- **EXERCISE INPUTS**:
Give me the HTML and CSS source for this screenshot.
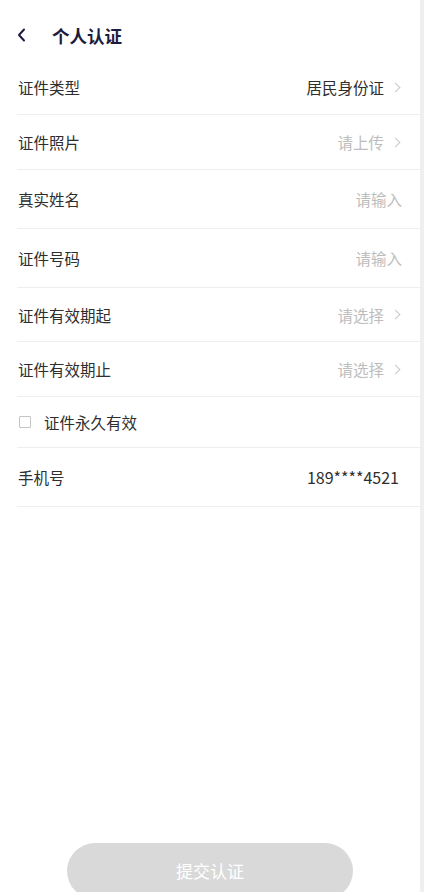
FILE: index.html
```html
<!DOCTYPE html>
<html>
<head>
<meta name="viewport" content="width=device-width, initial-scale=1">
<link rel="stylesheet" href="styles.css">
</head>
<body>

<div class="page">
  <div class="header">
    <span class="back">
      <svg width="9" height="14" viewBox="0 0 9 14"><path d="M7 1.5L2 7l5 5.5" fill="none" stroke="#1d1c40" stroke-width="2" stroke-linecap="round" stroke-linejoin="round"/></svg>
    </span>
    <span class="title">个人认证</span>
  </div>

  <div class="form">
    <div class="row h55">
      <span class="label">证件类型</span>
      <span class="value">居民身份证<i class="arrow"></i></span>
    </div>
    <div class="row h55">
      <span class="label">证件照片</span>
      <span class="value muted">请上传<i class="arrow"></i></span>
    </div>
    <div class="row h59">
      <span class="label">真实姓名</span>
      <span class="value muted">请输入</span>
    </div>
    <div class="row h59">
      <span class="label">证件号码</span>
      <span class="value muted">请输入</span>
    </div>
    <div class="row h54">
      <span class="label">证件有效期起</span>
      <span class="value muted">请选择<i class="arrow"></i></span>
    </div>
    <div class="row h55">
      <span class="label">证件有效期止</span>
      <span class="value muted">请选择<i class="arrow"></i></span>
    </div>
    <div class="row h51">
      <span class="label"><i class="check"></i>证件永久有效</span>
    </div>
    <div class="row h59">
      <span class="label">手机号</span>
      <span class="value phone">189****4521</span>
    </div>
  </div>

  <div class="footer">
    <button class="submit">提交认证</button>
  </div>
</div>
<div class="track"></div>

</body>
</html>
```

FILE: styles.css
```css
body {
  margin: 0;
  display: flex;
  height: 892px;
  overflow: hidden;
  background: #fff;
  font-family: "Noto Sans CJK SC", "Noto Sans", sans-serif;
  color: #333;
}

.page {
  flex: 1;
  display: flex;
  flex-direction: column;
}

.page > div {
  flex-shrink: 0;
}

.track {
  width: 4px;
  background-color: #efefef;
}

.header {
  display: flex;
  align-items: center;
  box-sizing: border-box;
  height: 60px;
  padding-top: 10px;
  padding-left: 17px;
}

.back {
  display: flex;
  width: 35px;
}

.title {
  font-size: 17.5px;
  font-weight: bold;
  color: #1d1c40;
}

.form {
  margin-left: 17px;
}

.row {
  display: flex;
  align-items: center;
  justify-content: space-between;
  box-sizing: border-box;
  border-bottom: 1px solid #eeeeee;
  padding: 0 18px 0 1px;
  font-size: 15.5px;
  color: #2e2e2e;
}

.h51 {height: 51px;}
.h54 {height: 54px;}
.h55 {height: 55px;}
.h59 {height: 59px;}

.label {
  display: flex;
  align-items: center;
}

.value {
  display: flex;
  align-items: center;
}

.muted {color: #bdbdbd;}

.phone {
  padding-right: 3px;
  font-size: 16px;
}

.arrow {
  display: inline-block;
  width: 6px;
  height: 6px;
  border-top: 1.3px solid #c8c8c8;
  border-right: 1.3px solid #c8c8c8;
  transform: rotate(45deg);
  margin-left: 8px;
  margin-right: 3px;
}

.check {
  display: inline-block;
  width: 10px;
  height: 10px;
  border: 1px solid #c4c4c4;
  border-radius: 1px;
  margin: 0 13px 0 1px;
}

.footer {
  padding-top: 336px;
  display: flex;
  justify-content: center;
}

.submit {
  width: 286px;
  height: 56px;
  border: none;
  border-radius: 28px;
  background-color: #d9d9d9;
  color: #fff;
  font-family: "Noto Sans CJK SC", sans-serif;
  font-size: 17px;
  padding-bottom: 2px;
}
```
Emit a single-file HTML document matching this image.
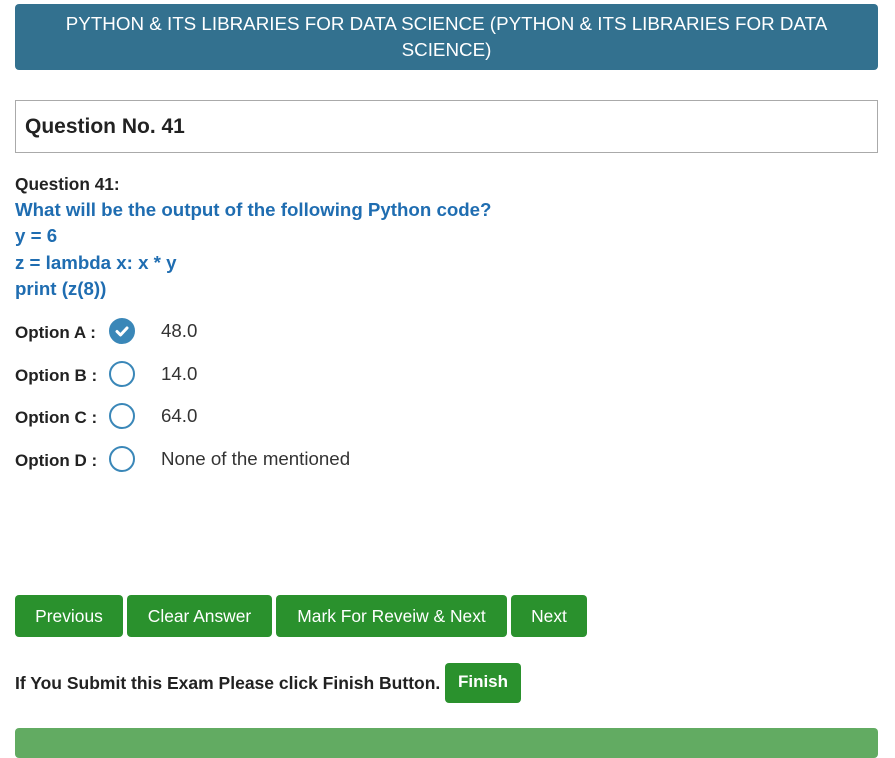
<!DOCTYPE html>
<html><head><style>
body{margin:0;background:#fff;font-family:"Liberation Sans",Arial,sans-serif;color:#333;width:895px;height:747px;overflow:hidden;position:relative}
.hd{position:absolute;left:15px;top:4px;width:863px;height:66px;background:#33718f;border-radius:4px;color:#fff;text-align:center;font-size:18.8px;line-height:26px;padding-top:7px;box-sizing:border-box}
.qb{position:absolute;left:15px;top:100px;width:863px;height:53px;border:1px solid #aaa;box-sizing:border-box;font-weight:bold;font-size:21px;padding-left:9px;line-height:51px;color:#222}
.ql{position:absolute;left:15px;top:174px;font-weight:bold;font-size:17.3px;color:#222}
.qt{position:absolute;left:15px;top:197px;font-weight:bold;font-size:18.7px;line-height:26.3px;color:#1f6db1}
.op{position:absolute;left:15px;font-size:17px;height:30px;line-height:30px}
.op b{color:#222;position:relative;top:2px}
.c{position:absolute;left:94px;top:2px;width:22px;height:22px;border:2px solid #3a87b8;border-radius:50%}
.v{position:absolute;left:146px;top:0;font-size:18.7px;white-space:nowrap;color:#333}
.btn{position:absolute;top:595px;height:42px;background:#2a912d;color:#fff;border-radius:4px;font-size:17.4px;line-height:42px;text-align:center}
</style></head><body>
<div class="hd">PYTHON &amp; ITS LIBRARIES FOR DATA SCIENCE (PYTHON &amp; ITS LIBRARIES FOR DATA<br>SCIENCE)</div>
<div class="qb">Question No. 41</div>
<div class="ql">Question 41:</div>
<div class="qt">What will be the output of the following Python code?<br>y = 6<br>z = lambda x: x * y<br>print (z(8))</div>
<div class="op" style="top:316px"><b>Option A :</b><div class="c" style="background:#3a87b8"><svg width="22" height="22" viewBox="0 0 22 22"><path d="M6 11.5l3.5 3.5 6.5-7" stroke="#fff" stroke-width="3" fill="none" stroke-linecap="round" stroke-linejoin="round"/></svg></div><span class="v">48.0</span></div>
<div class="op" style="top:359px"><b>Option B :</b><div class="c"></div><span class="v">14.0</span></div>
<div class="op" style="top:401px"><b>Option C :</b><div class="c"></div><span class="v">64.0</span></div>
<div class="op" style="top:444px"><b>Option D :</b><div class="c"></div><span class="v">None of the mentioned</span></div>
<div class="btn" style="left:15px;width:108px">Previous</div>
<div class="btn" style="left:127px;width:145px">Clear Answer</div>
<div class="btn" style="left:276px;width:231px">Mark For Reveiw &amp; Next</div>
<div class="btn" style="left:511px;width:76px">Next</div>
<div style="position:absolute;left:15px;top:673px;font-weight:bold;font-size:17.5px;color:#222">If You Submit this Exam Please click Finish Button.</div>
<div class="btn" style="left:445px;top:663px;width:76px;height:40px;line-height:38px;font-weight:bold;font-size:17px">Finish</div>
<div style="position:absolute;left:15px;top:728px;width:863px;height:30px;background:#62ab62;border-radius:4px"></div>
</body></html>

- **STATED EXERCISE**: Every entry must be transcribed exactly. Pictures do not belong in the copy.

- **PROBLEM SOLUTION**:
Give me the HTML and CSS source for this screenshot.
FILE: index.html
```html
<!DOCTYPE html>
<html>
<head>
<meta name="viewport" content="width=device-width, initial-scale=1">
<link rel="stylesheet" href="styles.css">
</head>
<body>

<div class="page">
  <div class="header">
    <span class="back">
      <svg width="9" height="14" viewBox="0 0 9 14"><path d="M7 1.5L2 7l5 5.5" fill="none" stroke="#1d1c40" stroke-width="2" stroke-linecap="round" stroke-linejoin="round"/></svg>
    </span>
    <span class="title">个人认证</span>
  </div>

  <div class="form">
    <div class="row h55">
      <span class="label">证件类型</span>
      <span class="value">居民身份证<i class="arrow"></i></span>
    </div>
    <div class="row h55">
      <span class="label">证件照片</span>
      <span class="value muted">请上传<i class="arrow"></i></span>
    </div>
    <div class="row h59">
      <span class="label">真实姓名</span>
      <span class="value muted">请输入</span>
    </div>
    <div class="row h59">
      <span class="label">证件号码</span>
      <span class="value muted">请输入</span>
    </div>
    <div class="row h54">
      <span class="label">证件有效期起</span>
      <span class="value muted">请选择<i class="arrow"></i></span>
    </div>
    <div class="row h55">
      <span class="label">证件有效期止</span>
      <span class="value muted">请选择<i class="arrow"></i></span>
    </div>
    <div class="row h51">
      <span class="label"><i class="check"></i>证件永久有效</span>
    </div>
    <div class="row h59">
      <span class="label">手机号</span>
      <span class="value phone">189****4521</span>
    </div>
  </div>

  <div class="footer">
    <button class="submit">提交认证</button>
  </div>
</div>
<div class="track"></div>

</body>
</html>
```

FILE: styles.css
```css
body {
  margin: 0;
  display: flex;
  height: 892px;
  overflow: hidden;
  background: #fff;
  font-family: "Noto Sans CJK SC", "Noto Sans", sans-serif;
  color: #333;
}

.page {
  flex: 1;
  display: flex;
  flex-direction: column;
}

.page > div {
  flex-shrink: 0;
}

.track {
  width: 4px;
  background-color: #efefef;
}

.header {
  display: flex;
  align-items: center;
  box-sizing: border-box;
  height: 60px;
  padding-top: 10px;
  padding-left: 17px;
}

.back {
  display: flex;
  width: 35px;
}

.title {
  font-size: 17.5px;
  font-weight: bold;
  color: #1d1c40;
}

.form {
  margin-left: 17px;
}

.row {
  display: flex;
  align-items: center;
  justify-content: space-between;
  box-sizing: border-box;
  border-bottom: 1px solid #eeeeee;
  padding: 0 18px 0 1px;
  font-size: 15.5px;
  color: #2e2e2e;
}

.h51 {height: 51px;}
.h54 {height: 54px;}
.h55 {height: 55px;}
.h59 {height: 59px;}

.label {
  display: flex;
  align-items: center;
}

.value {
  display: flex;
  align-items: center;
}

.muted {color: #bdbdbd;}

.phone {
  padding-right: 3px;
  font-size: 16px;
}

.arrow {
  display: inline-block;
  width: 6px;
  height: 6px;
  border-top: 1.3px solid #c8c8c8;
  border-right: 1.3px solid #c8c8c8;
  transform: rotate(45deg);
  margin-left: 8px;
  margin-right: 3px;
}

.check {
  display: inline-block;
  width: 10px;
  height: 10px;
  border: 1px solid #c4c4c4;
  border-radius: 1px;
  margin: 0 13px 0 1px;
}

.footer {
  padding-top: 336px;
  display: flex;
  justify-content: center;
}

.submit {
  width: 286px;
  height: 56px;
  border: none;
  border-radius: 28px;
  background-color: #d9d9d9;
  color: #fff;
  font-family: "Noto Sans CJK SC", sans-serif;
  font-size: 17px;
  padding-bottom: 2px;
}
```
Emit a single-file HTML document matching this image.
<!DOCTYPE html>
<html><head><style>
body{margin:0;background:#fff;font-family:"Liberation Sans",Arial,sans-serif;color:#333;width:895px;height:747px;overflow:hidden;position:relative}
.hd{position:absolute;left:15px;top:4px;width:863px;height:66px;background:#33718f;border-radius:4px;color:#fff;text-align:center;font-size:18.8px;line-height:26px;padding-top:7px;box-sizing:border-box}
.qb{position:absolute;left:15px;top:100px;width:863px;height:53px;border:1px solid #aaa;box-sizing:border-box;font-weight:bold;font-size:21px;padding-left:9px;line-height:51px;color:#222}
.ql{position:absolute;left:15px;top:174px;font-weight:bold;font-size:17.3px;color:#222}
.qt{position:absolute;left:15px;top:197px;font-weight:bold;font-size:18.7px;line-height:26.3px;color:#1f6db1}
.op{position:absolute;left:15px;font-size:17px;height:30px;line-height:30px}
.op b{color:#222;position:relative;top:2px}
.c{position:absolute;left:94px;top:2px;width:22px;height:22px;border:2px solid #3a87b8;border-radius:50%}
.v{position:absolute;left:146px;top:0;font-size:18.7px;white-space:nowrap;color:#333}
.btn{position:absolute;top:595px;height:42px;background:#2a912d;color:#fff;border-radius:4px;font-size:17.4px;line-height:42px;text-align:center}
</style></head><body>
<div class="hd">PYTHON &amp; ITS LIBRARIES FOR DATA SCIENCE (PYTHON &amp; ITS LIBRARIES FOR DATA<br>SCIENCE)</div>
<div class="qb">Question No. 41</div>
<div class="ql">Question 41:</div>
<div class="qt">What will be the output of the following Python code?<br>y = 6<br>z = lambda x: x * y<br>print (z(8))</div>
<div class="op" style="top:316px"><b>Option A :</b><div class="c" style="background:#3a87b8"><svg width="22" height="22" viewBox="0 0 22 22"><path d="M6 11.5l3.5 3.5 6.5-7" stroke="#fff" stroke-width="3" fill="none" stroke-linecap="round" stroke-linejoin="round"/></svg></div><span class="v">48.0</span></div>
<div class="op" style="top:359px"><b>Option B :</b><div class="c"></div><span class="v">14.0</span></div>
<div class="op" style="top:401px"><b>Option C :</b><div class="c"></div><span class="v">64.0</span></div>
<div class="op" style="top:444px"><b>Option D :</b><div class="c"></div><span class="v">None of the mentioned</span></div>
<div class="btn" style="left:15px;width:108px">Previous</div>
<div class="btn" style="left:127px;width:145px">Clear Answer</div>
<div class="btn" style="left:276px;width:231px">Mark For Reveiw &amp; Next</div>
<div class="btn" style="left:511px;width:76px">Next</div>
<div style="position:absolute;left:15px;top:673px;font-weight:bold;font-size:17.5px;color:#222">If You Submit this Exam Please click Finish Button.</div>
<div class="btn" style="left:445px;top:663px;width:76px;height:40px;line-height:38px;font-weight:bold;font-size:17px">Finish</div>
<div style="position:absolute;left:15px;top:728px;width:863px;height:30px;background:#62ab62;border-radius:4px"></div>
</body></html>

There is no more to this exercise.